Avrupa Birliği'nin Orta Asya'daki beş Türk devletiyle (Kazakistan, Kırgızistan, Türkmenistan, Tacikistan ve Özbekistan) 12 milyar avroluk stratejik anlaşma imzalaması ve ardından bu devletlerin Güney Kıbrıs Rum Yönetimi'ni (GKRY) "Kıbrıs'ın tek meşru hükümeti" olarak tanıyıp büyükelçi atama kararı, Türk dünyasında şok etkisi yarattı. Türk Devletleri Teşkilatı'nın gözlemci üyesi Kuzey Kıbrıs Türk Cumhuriyeti'nin (KKTC) varlığını görmezden gelen bu adım, Türkiye'nin Kıbrıs politikasına ağır bir darbe vurdu. Peki, Türkiye'nin kadim müttefikleri, tarihi ve kültürel bağlarla sıkı sıkıya bağlı olduğu bu devletler, Türkiye'yi Kıbrıs'ta yalnız bırakarak çıkarları uğruna "satmış" mı oldu?
Bu devletlerin 35 yıldır Kuzey Kıbrıs Türk Cumhuriyeti'ni tanımamasına rağmen fiilen Güney Kıbrıs Rum Yönetimi'ni de tanımadıkları, büyükelçi atamamalarıyla biliniyordu. Ancak Avrupa Birliği'nin sunduğu ekonomik imkânlar, bu ülkelerin tutumunu değiştirdi. Özellikle Kazakistan, Kırgızistan, Özbekistan gibi ülkelerin Birleşmiş Milletler kararlarını onaylayarak Türkiye'yi "işgalci" olarak nitelendirmesi, Türk Devletleri Teşkilatı'nın omurgasını sarsan bir kırılma yarattı. Türk diplomasisinin onlarca yıllık emeği, bir anda ekonomik çıkarlar karşısında erimiş oldu.
Benzer bir senaryo, İslam İşbirliği Örgütü'nde yaşanmıştı. Türkiye, Kuzey Kıbrıs Türk Cumhuriyeti'nin gözlemci statüsü için yıllarca mücadele verirken, bazı ülkeler çıkarları nedeniyle geri adım atmıştı. Şimdi de Türk Devletleri Teşkilatı üyeleri, Avrupa Birliği'nin ekonomik baskısıyla aynı yolu seçti.
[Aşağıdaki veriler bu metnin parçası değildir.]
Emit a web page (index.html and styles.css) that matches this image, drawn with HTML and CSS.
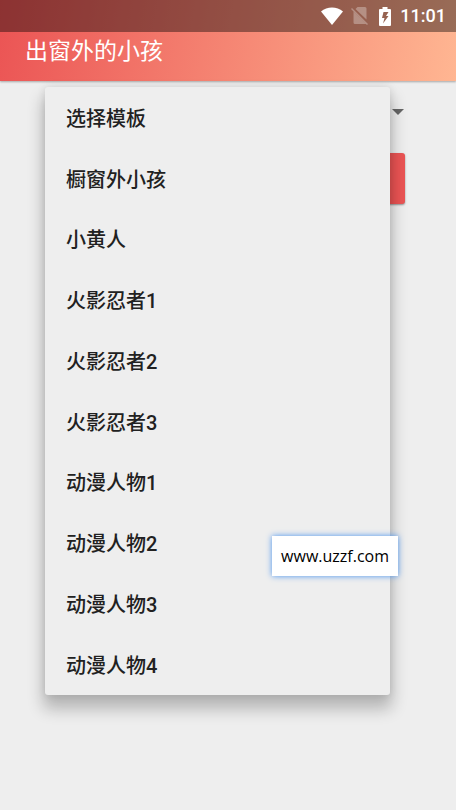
FILE: index.html
```html
<!DOCTYPE html>
<html lang="zh-CN">

<head>
    <meta charset="UTF-8">
    <meta name="viewport" content="width=device-width, initial-scale=1.0">
    <title>出窗外的小孩</title>
    <link rel="stylesheet" href="styles.css">
</head>

<body>

    <header class="app-header">
        <div class="status-bar">
            <svg class="wifi" viewBox="0 0 22 18">
                <path d="M0 4.5C6-1 16-1 22 4.5L11 18z" fill="#fff"/>
            </svg>
            <svg class="sim" viewBox="0 0 18 18">
                <path d="M6.500 0H14q1.500 0 1.500 1.500V12.500L4.500 2zM2.500 4.500L15 17H4q-1.500 0-1.500-1.500z" fill="#fff" fill-opacity=".3"/>
                <path d="M.5 1.500L16.500 17.500" stroke="#fff" stroke-opacity=".3" stroke-width="1.500"/>
            </svg>
            <svg class="battery" viewBox="0 0 12 19">
                <path fill-rule="evenodd" d="M3.500 0h5v2H11q1 0 1 1v15q0 1-1 1H1q-1 0-1-1V3q0-1 1-1h2.500zM4.500 5L3 11h2.500L4 16.500L9.500 9H7l2.500-4z" fill="#fff"/>
            </svg>
            <span class="time">11:01</span>
        </div>
        <h1>出窗外的小孩</h1>
    </header>

    <!-- 模板选择 -->
    <main class="content">
        <select class="template" aria-label="选择模板">
            <option>选择模板</option>
        </select>
        <button type="button" class="submit" aria-label="生成"></button>

        <!-- 下拉菜单 -->
        <div class="menu">
            <button type="button">选择模板</button>
            <button type="button">橱窗外小孩</button>
            <button type="button">小黄人</button>
            <button type="button">火影忍者1</button>
            <button type="button">火影忍者2</button>
            <button type="button">火影忍者3</button>
            <button type="button">动漫人物1</button>
            <button type="button">动漫人物2</button>
            <button type="button">动漫人物3</button>
            <button type="button">动漫人物4</button>
        </div>
    </main>

    <div class="site-tag">www.uzzf.com</div>

</body>

</html>
```

FILE: styles.css
```css
* {
    box-sizing: border-box;
}

body {
    margin: 0;
    min-height: 100vh;
    background: #eee;
    color: #212121;
    font-family: Roboto, "Noto Sans CJK SC", sans-serif;
    position: relative;
}

/* 顶部 */
.app-header {
    background: linear-gradient(100deg, #eb5454, #ffb692);
    box-shadow: 0 1px 2px rgba(0, 0, 0, 0.3);
}

.status-bar {
    display: flex;
    align-items: center;
    justify-content: flex-end;
    height: 32px;
    padding-right: 10px;
    background: rgba(0, 0, 0, 0.4);
    color: #fff;
}

.wifi {
    width: 22px;
    height: 18px;
    margin-right: 8px;
}

.sim {
    width: 18px;
    height: 18px;
    margin-right: 10px;
}

.battery {
    width: 12px;
    height: 19px;
    margin-right: 9px;
}

.time {
    font-size: 18px;
    font-weight: 500;
    line-height: 32px;
}

h1 {
    margin: 0;
    padding: 0 25px 10px;
    color: #fff;
    font-size: 23px;
    font-weight: 400;
    line-height: 39px;
}

.content {
    position: relative;
    padding: 12px 51px;
}

.template {
    display: block;
    width: 100%;
    height: 38px;
    margin-bottom: 22px;
    padding: 0 16px;
    border: 0;
    appearance: none;
    background: url("data:image/svg+xml,%3Csvg xmlns='http://www.w3.org/2000/svg' width='12' height='6'%3E%3Cpath d='M0 0h12L6 6z' fill='%23666'/%3E%3C/svg%3E") no-repeat right 1px center;
    color: #212121;
    font: inherit;
    font-size: 16px;
}

.submit {
    display: block;
    width: 100%;
    height: 51px;
    border: 0;
    border-radius: 3px;
    background: #eb5454;
    box-shadow: 0 1px 2px rgba(0, 0, 0, 0.4);
}

/* 下拉菜单 */
.menu {
    position: absolute;
    top: 6px;
    left: 45px;
    right: 66px;
    display: flex;
    flex-direction: column;
    height: 75vh;
    border-radius: 3px;
    background: #eee;
    box-shadow: 0 12px 16px 2px rgba(0, 0, 0, 0.24), 0 0 8px rgba(0, 0, 0, 0.1);
}

.menu button {
    flex: 1;
    padding: 0 21px;
    border: 0;
    background: none;
    color: #212121;
    font: inherit;
    font-size: 20px;
    font-weight: 500;
    text-align: left;
}

.site-tag {
    position: absolute;
    top: 536px;
    right: 58px;
    padding: 0 9px;
    background: #fff;
    box-shadow: 0 0 6px #4a94f0;
    color: #000;
    font-family: "Open Sans", sans-serif;
    font-size: 16px;
    line-height: 40px;
}
```
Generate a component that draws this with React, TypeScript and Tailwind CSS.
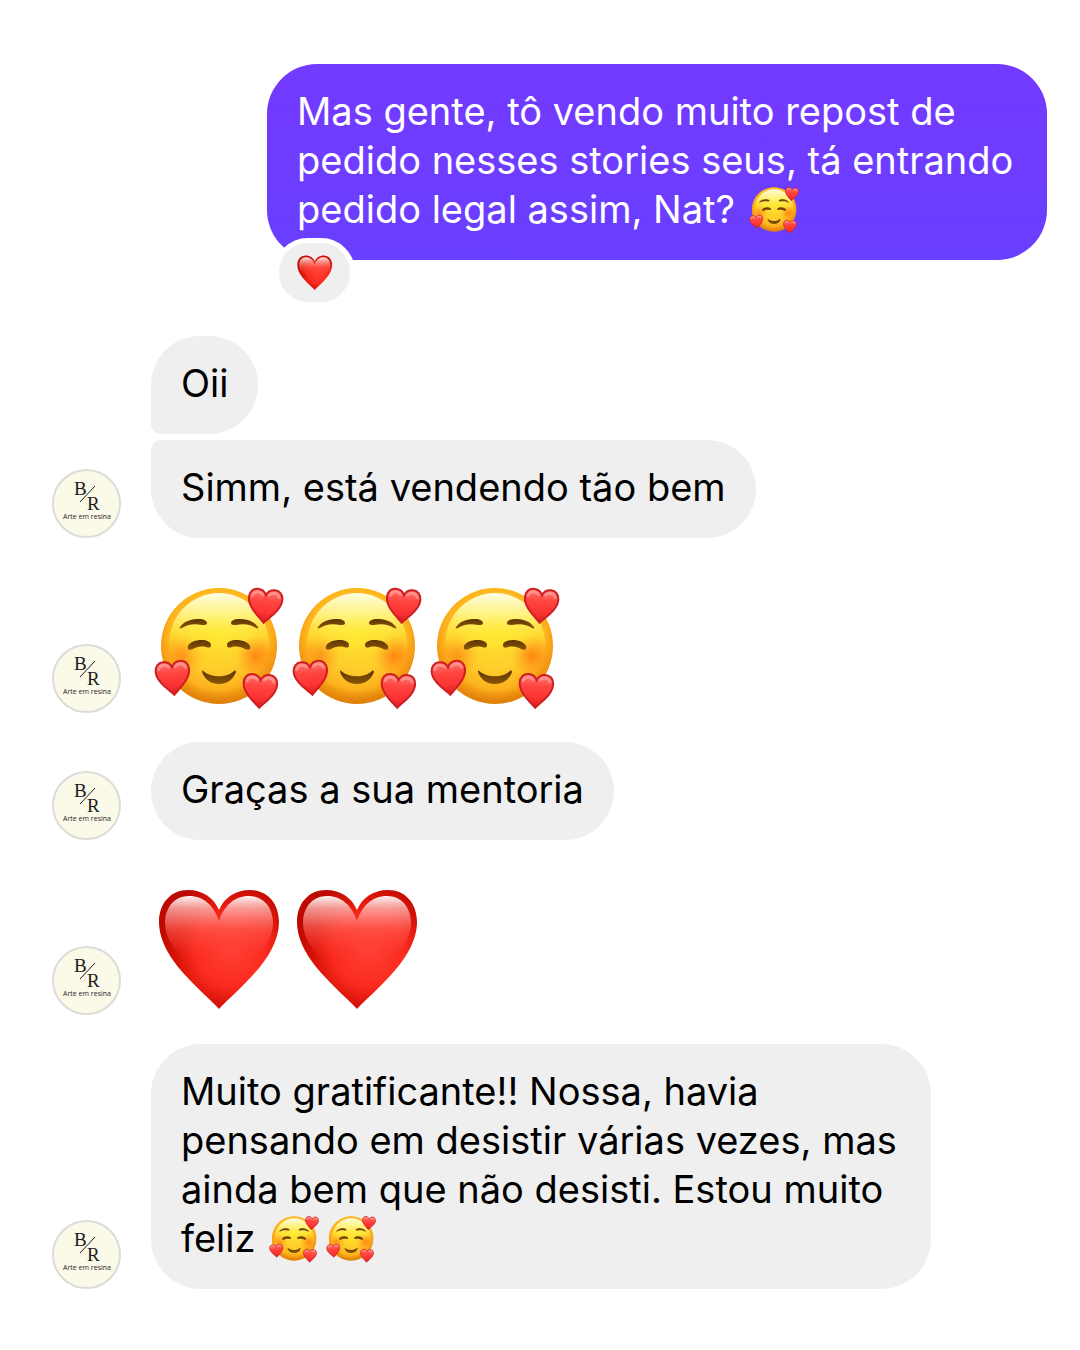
import { useId } from "react";
import type { ReactNode } from "react";
import clsx from "clsx";

const HEART =
  "M68 128C62 121 50 111 35 95C20 79 8 60 8 41C8 22 20 9 37 9C52 9 63 17 68 29C73 17 84 9 99 9C116 9 128 22 128 41C128 60 116 79 101 95C86 111 74 121 68 128Z";
const HEART_SHINE =
  "M68 118C62 111 54 102 41 88C26 72 14 58 14 42C14 26 24 15 38 15C53 15 63 25 68 40C73 25 83 15 98 15C112 15 122 26 122 42C122 58 110 72 95 88C82 102 74 111 68 118Z";

function RedHeart({ className }: { className?: string }) {
  const id = useId();
  return (
    <svg viewBox="0 0 138 138" className={className} role="img" aria-label="❤️">
      <defs>
        <radialGradient
          id={`${id}base`}
          gradientUnits="userSpaceOnUse"
          cx="80"
          cy="70"
          r="72"
        >
          <stop offset="0" stopColor="#ff4034" />
          <stop offset="0.5" stopColor="#fb2a1e" />
          <stop offset="0.75" stopColor="#d91409" />
          <stop offset="1" stopColor="#bd0a02" />
        </radialGradient>
        <linearGradient id={`${id}shine`} x1="0" y1="0" x2="0" y2="1">
          <stop offset="0" stopColor="#fff" stopOpacity="0.95" />
          <stop offset="0.12" stopColor="#ffc4c0" stopOpacity="0.75" />
          <stop offset="0.32" stopColor="#ff5f55" stopOpacity="0.65" />
          <stop offset="0.62" stopColor="#ff3b30" stopOpacity="0" />
        </linearGradient>
      </defs>
      <path d={HEART} fill={`url(#${id}base)`} />
      <path d={HEART_SHINE} fill={`url(#${id}shine)`} />
    </svg>
  );
}

function LoveFace({ className }: { className?: string }) {
  const id = useId();
  const hearts = [
    "translate(114 29) rotate(5) scale(0.28) translate(-68 -68)",
    "translate(22 101) rotate(-5) scale(0.28) translate(-68 -68)",
    "translate(109 114) rotate(3) scale(0.28) translate(-68 -68)",
  ];
  return (
    <svg viewBox="0 0 138 138" className={className} role="img" aria-label="🥰">
      <defs>
        <linearGradient id={`${id}rim`} x1="0" y1="0" x2="0" y2="1">
          <stop offset="0" stopColor="#fcb80f" />
          <stop offset="0.5" stopColor="#f79a14" />
          <stop offset="1" stopColor="#e0820a" />
        </linearGradient>
        <radialGradient id={`${id}face`} cx="0.5" cy="0.43" r="0.55">
          <stop offset="0" stopColor="#ffe22a" />
          <stop offset="0.5" stopColor="#ffcd2c" />
          <stop offset="0.82" stopColor="#fdb21e" />
          <stop offset="1" stopColor="#f79c14" stopOpacity="0" />
        </radialGradient>
        <linearGradient id={`${id}gloss`} x1="0" y1="0" x2="0" y2="1">
          <stop offset="0" stopColor="#fffde4" />
          <stop offset="0.22" stopColor="#fff98c" stopOpacity="0.85" />
          <stop offset="0.4" stopColor="#fff23c" stopOpacity="0.55" />
          <stop offset="0.6" stopColor="#ffe93a" stopOpacity="0" />
        </linearGradient>
        <radialGradient id={`${id}blush`}>
          <stop offset="0" stopColor="#ff7a10" stopOpacity="0.8" />
          <stop offset="1" stopColor="#ff8c14" stopOpacity="0" />
        </radialGradient>
        <linearGradient id={`${id}heart`} x1="0" y1="0" x2="0" y2="1">
          <stop offset="0" stopColor="#ff7a75" />
          <stop offset="0.35" stopColor="#ff4540" />
          <stop offset="0.7" stopColor="#fb3433" />
          <stop offset="1" stopColor="#d81a20" />
        </linearGradient>
        <linearGradient id={`${id}line`} x1="0" y1="0" x2="0" y2="1">
          <stop offset="0" stopColor="#5e3403" />
          <stop offset="1" stopColor="#8a5706" />
        </linearGradient>
      </defs>
      <circle cx="68" cy="69" r="58" fill={`url(#${id}rim)`} />
      <circle cx="68" cy="69" r="57" fill={`url(#${id}face)`} />
      <ellipse cx="68" cy="67" rx="50" ry="51" fill={`url(#${id}gloss)`} />
      <circle
        cx="31"
        cy="79"
        r="20"
        fill={`url(#${id}blush)`}
        opacity="0.75"
      />
      <circle cx="105" cy="79" r="20" fill={`url(#${id}blush)`} />
      <g fill={`url(#${id}line)`}>
        <path d="M29 50C34 43 42 42 48 42C53 42 56 44 56 46C56 48 54 48 51 48C42 46 36 48 31 51C29 52 28 51 29 50Z" />
        <path d="M107 50C102 43 94 42 88 42C83 42 80 44 80 46C80 48 82 48 85 48C94 46 100 48 105 51C107 52 108 51 107 50Z" />
        <path d="M37 69C39 65 45 63 50 63C56 63 60 65 60 68C60 71 58 71 55 70C50 69 45 70 42 72C38 74 36 72 37 69Z" />
        <path d="M99 69C97 65 91 63 86 63C80 63 76 65 76 68C76 71 78 71 81 70C86 69 91 70 94 72C98 74 100 72 99 69Z" />
        <path d="M52 94C60 101 76 101 83 94C84 93 85 94 85 95C82 103 76 107 68 107C60 107 54 103 51 95C51 94 51 93 52 94Z" />
      </g>
      {hearts.map((transform) => (
        <g key={transform} transform={transform}>
          <path
            d={HEART}
            fill={`url(#${id}heart)`}
            stroke="#cf1e20"
            strokeWidth="7"
          />
          <path
            d="M20 34C22 26 30 20 39 20C46 20 52 23 56 28M80 28C84 23 90 20 98 20C106 20 113 26 116 34"
            fill="none"
            stroke="#ffb5b0"
            strokeWidth="10"
            strokeLinecap="round"
            opacity="0.55"
          />
        </g>
      ))}
    </svg>
  );
}

function InlineFace() {
  return (
    <LoveFace className="inline-block align-middle size-[53px] -mt-[11px] -mb-[5px] mx-[2px]" />
  );
}

function Avatar() {
  return (
    <div className="size-[69px] shrink-0 rounded-full border-2 border-[#dcdcd8] bg-[#fbf9e8] overflow-hidden">
      <svg
        viewBox="2 2 65 65"
        className="size-full"
        role="img"
        aria-label="B/R Arte em resina"
      >
        <g fill="#1c1c1c" fontFamily="'Liberation Serif', serif" fontSize="19">
          <text x="22" y="26">
            B
          </text>
          <text x="35" y="41">
            R
          </text>
        </g>
        <path d="M28 33L43 17" stroke="#1c1c1c" strokeWidth="1" />
        <text
          x="35"
          y="50"
          textAnchor="middle"
          fontFamily="'Open Sans', sans-serif"
          fontSize="7"
          fill="#1c1c1c"
        >
          Arte em resina
        </text>
      </svg>
    </div>
  );
}

interface BubbleProps {
  children: ReactNode;
  className?: string;
}

function Bubble({ children, className }: BubbleProps) {
  return (
    <div
      className={clsx(
        "max-w-[780px] px-[30px] pt-[23px] pb-[26px] text-[38px] leading-[49px]",
        className
      )}
    >
      {children}
    </div>
  );
}

function Received({ children }: { children: ReactNode }) {
  return (
    <div className="flex items-end gap-[30px]">
      <Avatar />
      {children}
    </div>
  );
}

export default function App() {
  return (
    <main className="bg-white min-h-screen pl-[52px] pr-[33px] pt-16 pb-[60px] font-['Inter',sans-serif] text-black">
      <div className="flex justify-end">
        <div className="relative">
          <Bubble className="rounded-[50px] bg-linear-to-b from-[#733aff] to-[#693fff] text-white">
            Mas gente, tô vendo muito repost de pedido nesses stories seus, tá
            entrando pedido legal assim, Nat? <InlineFace />
          </Bubble>
          <button
            type="button"
            className="absolute left-[7px] -bottom-[47px] flex h-[69px] w-[81px] items-center justify-center rounded-[34px] border-5 border-white bg-[#efefef]"
          >
            <RedHeart className="size-10" />
          </button>
        </div>
      </div>

      <div className="mt-[76px] flex flex-col gap-[6px]">
        <div className="flex pl-[99px]">
          <Bubble className="rounded-[50px] rounded-bl-[10px] bg-[#efefef]">
            Oii
          </Bubble>
        </div>
        <Received>
          <Bubble className="rounded-[50px] rounded-tl-[10px] bg-[#efefef]">
            Simm, está vendendo tão bem
          </Bubble>
        </Received>
      </div>

      <div className="mt-[29px] flex flex-col gap-[29px]">
        <Received>
          <div className="flex h-[146px] pt-[10px]">
            <LoveFace className="size-[138px]" />
            <LoveFace className="size-[138px]" />
            <LoveFace className="size-[138px]" />
          </div>
        </Received>
        <Received>
          <Bubble className="rounded-[50px] bg-[#efefef]">
            Graças a sua mentoria
          </Bubble>
        </Received>
        <Received>
          <div className="flex h-[146px] pt-3">
            <RedHeart className="size-[138px]" />
            <RedHeart className="size-[138px]" />
          </div>
        </Received>
        <Received>
          <Bubble className="rounded-[50px] bg-[#efefef]">
            Muito gratificante!! Nossa, havia pensando em desistir várias vezes,
            mas ainda bem que não desisti. Estou muito feliz <InlineFace />
            <InlineFace />
          </Bubble>
        </Received>
      </div>
    </main>
  );
}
Bu durum, uluslararası ilişkilerde "çıkar" odaklı politikaların idealleri nasıl gölgelediğinin acı bir örneği.
Türkiye, şimdiye kadar Türk Devletleri Teşkilatı'nı "ortak dil, tarih ve siyasi irade" üzerine inşa etmeye çalıştı. Ancak bu son gelişmeler, teşkilatın ne kadar kırılgan temellere dayandığını gösterdi. Kuzey Kıbrıs Türk Cumhuriyeti'nin Türk Devletleri Teşkilatı'ndaki statüsü tartışmaya açılırken, Türkiye'nin yalnızlaştırılma riski de artıyor. Ankara, ya bu devletlerle ilişkilerini gözden geçirecek ya da Türk Devletleri Teşkilatı'nı yeniden yapılandırmak için radikal adımlar atacak.
Bu olay, "Türk birliği" ideallerinin ekonomik çıkarlar karşısında nasıl sınandığını acı bir şekilde gösterdi. Türk devletleri, Avrupa Birliği'nin 12 milyar avroluk cazip teklifi karşısında Kıbrıs'ta Türkiye'yi yalnız bırakarak çıkar realitesini seçti. Ancak unutulmamalıdır ki, Azerbaycan Cumhurbaşkanı İlham Aliyev'in Kuzey Kıbrıs Türk Cumhuriyeti'ne verdiği açık destek ve "KKTC'nin bağımsızlığını tanımaya hazırız" mesajları, Türk dünyasında hala samimi dayanışmanın mümkün olduğunu gösteriyor. Türkiye, bu kırılmayı fırsata çevirmek için hem Azerbaycan gibi gerçek dostlarıyla işbirliğini derinleştirmeli, hem de Türk Devletleri Teşkilatı'nda köklü reformlara gitmelidir. Çünkü Türk birliğinin ederi asla 12 milyar avro değildir; bu birlik, ortak tarih, kültür ve gelecek vizyonu üzerine inşa edilmiş çok daha değerli bir mirastır.